1. Draw up your financial goals
This is a crucial step to take because it will decide what type of mutual fund is suitable for you. Before looking at which mutual funds are good, you need to look at yourself and your financial goals.
When you have a goal with a target amount and a targeted time horizon, it becomes much easier to narrow down on your best suited mutual fund.
Check out the IDEAS investment formula.
2. Evaluate your risk appetite
Investors usually tend to overestimate their risk appetite when the markets are going up. But when the market crashes, they get too panicky and then really understand their actual risk appetite wasn’t so high.

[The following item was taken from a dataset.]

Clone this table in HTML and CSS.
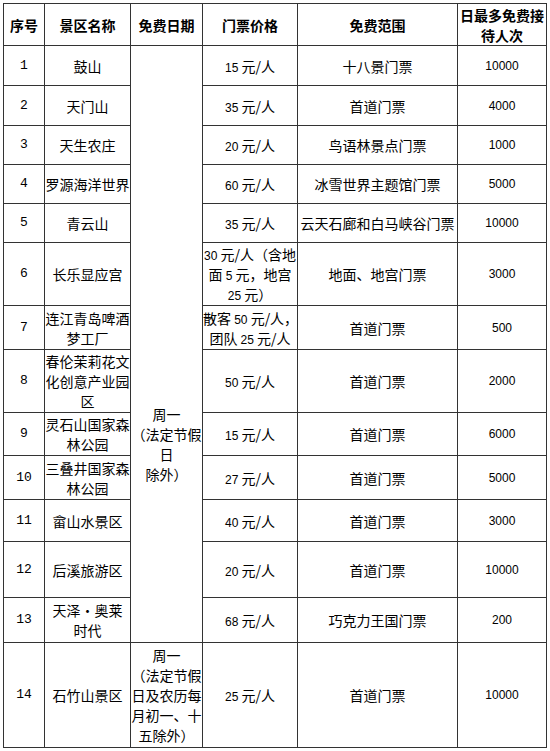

So its very important to correctly evaluate your risk profile. One way to determine your risk appetite is to ask yourself, “What would I do if my portfolio value declines by 50%?”
If the amount of loss seems to be very high, you may want to restrict your equity mutual funds exposure and choose more debt funds and tweak your asset allocation.
3. Determine your asset allocation ratio
Asset allocation is simply what percent of your portfolio is invested in which asset class. It is good to diversify across asset classes, which helps optimize the risk and return of the overall portfolio.
For instance, you may want to invest in gold ETFs, short term debt, medium term debt, equity funds, real estate and allocate different amounts to each of these depending on your risk appetite and financial goals.
4. Create an emergency fund
Before taking exposure to equity, it is wise to have an emergency fund. This should be around 6 months expenses including your EMIs and insurance premium. If you are a person with unpredictable income, it is wise to have 12 months expenses as emergency fund.
This is because the emergency fund acts as a barrier against distress sale. In case you are faced with an emergency and you need funds right away, you would not need to disturb your long term investments and face loss.
5. Be prepared to monitor your portfolio periodically
Even best plans of investing in mutual funds are not foolproof. So there is a need to periodically monitor and rebalance your portfolio and weed out the non-performing investments and make new ones.
Another reason for rebalancing is asset allocation. Depending on your age and present financial circumstances, you may want to rejig your portfolio in terms of getting the appropriate mix of asset classes.
So you need to be prepared to take out the time and learn to take care of your investments.